Funerals and Community

Today was the Feast of All Saints. I slept a little late this morning, and went to Mass across town at St Linus (as I not infrequently do on Saturdays). I was surprised to see a Hearse in front of the church when I pulled up. It’s not unusual for the Saturday morning Mass at St Linus to be a funeral Mass, but with today being a Solemnity, I thought it was peculiar.

But this funeral turned out to be quite different from the other Saturday morning funerals I’ve attended at St Linus. The difference? In this case, Msgr Giggi knew the deceased, who was an active parishioner. The homily was sprinkled with his remembrances of her, and his real love and care for her was very evident. The whole rite was carried out in a most dignified manner, with none of the typical involvements of laypersons who obviously haven’t darkened a church door in some time, and who too often don’t seem to have a clue what Catholic eschatology professes.

I often feel sorry for Msgr Giggi when I end up at these funerals, because he clearly struggles at times to find something appropriate to say in his homilies. I mean, he can certainly speak in general terms about death and dying and the Catholic faith – Lord knows he’s been doing this long enough – but he needs to try to connect with the grieving family on a personal level as well, and when he has no idea whom it is that he is preparing to bury, he’s reduced to repeating platitudes that friends or family memebers have shared with him during the funeral preparations – many of whom apparently do not share from out of a faith-based framework of understanding. I recall Frances, of whom all he could say was that she was a happy person. And I recall Rick the “ash” pile, who was friendly (on that morning, I though I’d walked into a funeral for a newborn, but that’s a story for another day).

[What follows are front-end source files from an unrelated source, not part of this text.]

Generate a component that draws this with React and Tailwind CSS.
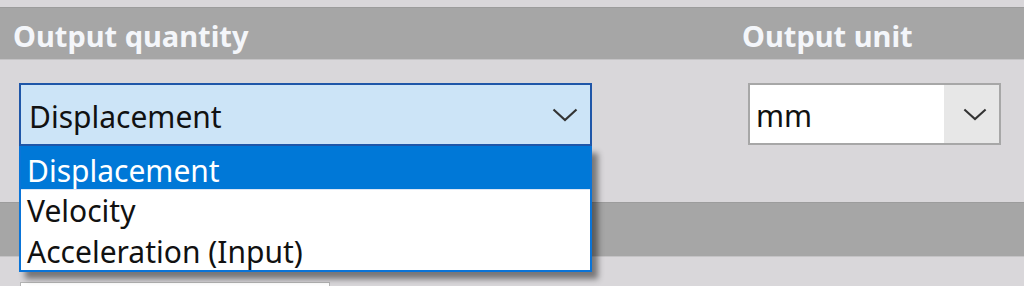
import React from "react";

const font = { fontFamily: '"Noto Sans", "Open Sans", sans-serif' };

function Chevron({ className }) {
  return (
    <svg viewBox="0 0 26 14" className={className} fill="none">
      <path d="M1.5 1.5 L13 12 L24.5 1.5" stroke="#333333" strokeWidth="2.2" />
    </svg>
  );
}

export default function App() {
  return (
    <div className="w-[1024px] h-[286px] overflow-hidden bg-[#d9d7da] flex flex-col" style={font}>
      <div className="h-[7px] shrink-0" />
      <div className="h-[53px] shrink-0 bg-[#a6a6a6] border-t border-[#9c9c9c] border-b border-b-[#c4c3c5] grid grid-cols-[742px_1fr] items-center text-[29px] font-bold text-[#f4f6fa] leading-none">
        <div className="pl-[13px] pt-[3px]">Output quantity</div>
        <div className="pt-[3px]">Output unit</div>
      </div>
      <div className="h-[142px] shrink-0 relative grid grid-cols-[748px_1fr] pt-[23px]">
        <div className="pl-[19px]">
          <div className="relative w-[573px]">
            <div className="h-[63px] border-2 border-[#1f56a8] bg-[#cce4f7] flex items-center justify-between pl-[8px] pr-[12px] text-[30px] text-[#111] leading-none">
              <span className="pt-[4px]">Displacement</span>
              <Chevron className="w-[26px] h-[14px]" />
            </div>
            <div className="absolute left-0 top-[63px] w-[573px] border-2 border-t-0 border-[#0a74d8] bg-white shadow-[6px_7px_6px_rgba(0,0,0,0.45)] text-[30px] leading-none z-10">
              <div className="h-[43px] bg-[#0078d7] text-white flex items-center pl-[6px]">
                <span className="pt-[6px]">Displacement</span>
              </div>
              <div className="h-[41px] text-[#111] flex items-center pl-[6px] border-t border-[#dbe6f5]">
                <span className="pt-[2px]">Velocity</span>
              </div>
              <div className="h-[40px] text-[#111] flex items-center pl-[6px]">
                <span className="pt-[3px]">Acceleration (Input)</span>
              </div>
            </div>
          </div>
        </div>
        <div>
          <div className="w-[253px] h-[62px] border-2 border-[#a7a7a7] bg-white flex">
            <div className="flex-1 flex items-center pl-[6px] text-[30px] text-[#111] leading-none">
              <span className="pt-[3px]">mm</span>
            </div>
            <div className="w-[55px] bg-[#e7e7e7] flex items-center justify-center pl-[6px]">
              <Chevron className="w-[24px] h-[13px]" />
            </div>
          </div>
        </div>
      </div>
      <div className="h-[55px] shrink-0 bg-[#a6a6a6] border-t border-[#9c9c9c] border-b border-b-[#c4c3c5]" />
      <div className="flex-1 pt-[25px] pl-[20px]">
        <div className="w-[310px] h-[20px] bg-white border border-[#b5b5b5]" />
      </div>
    </div>
  );
}
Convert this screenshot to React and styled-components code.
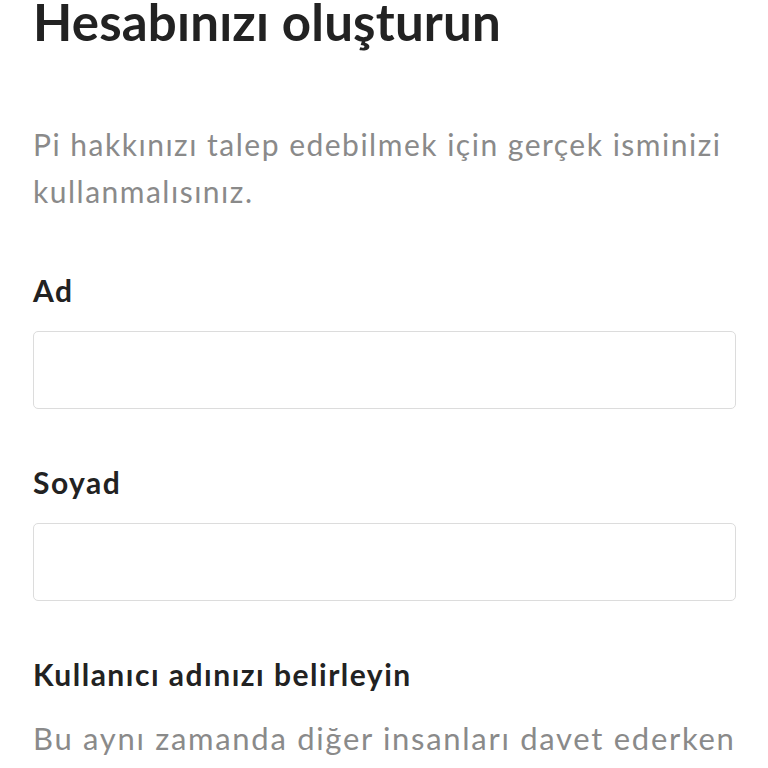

Once upon a time, I thought that the local parish daily Mass was the best setting for funerals in general, as it facilitates the participation of the parish community in an important event that has become too remote from the community, too private and clannish. But I was wrong. Too many funerals are spiritual train wrecks that expose a poverty of community, one that needs to be nurtured and nourished long before the final trumpet sounds.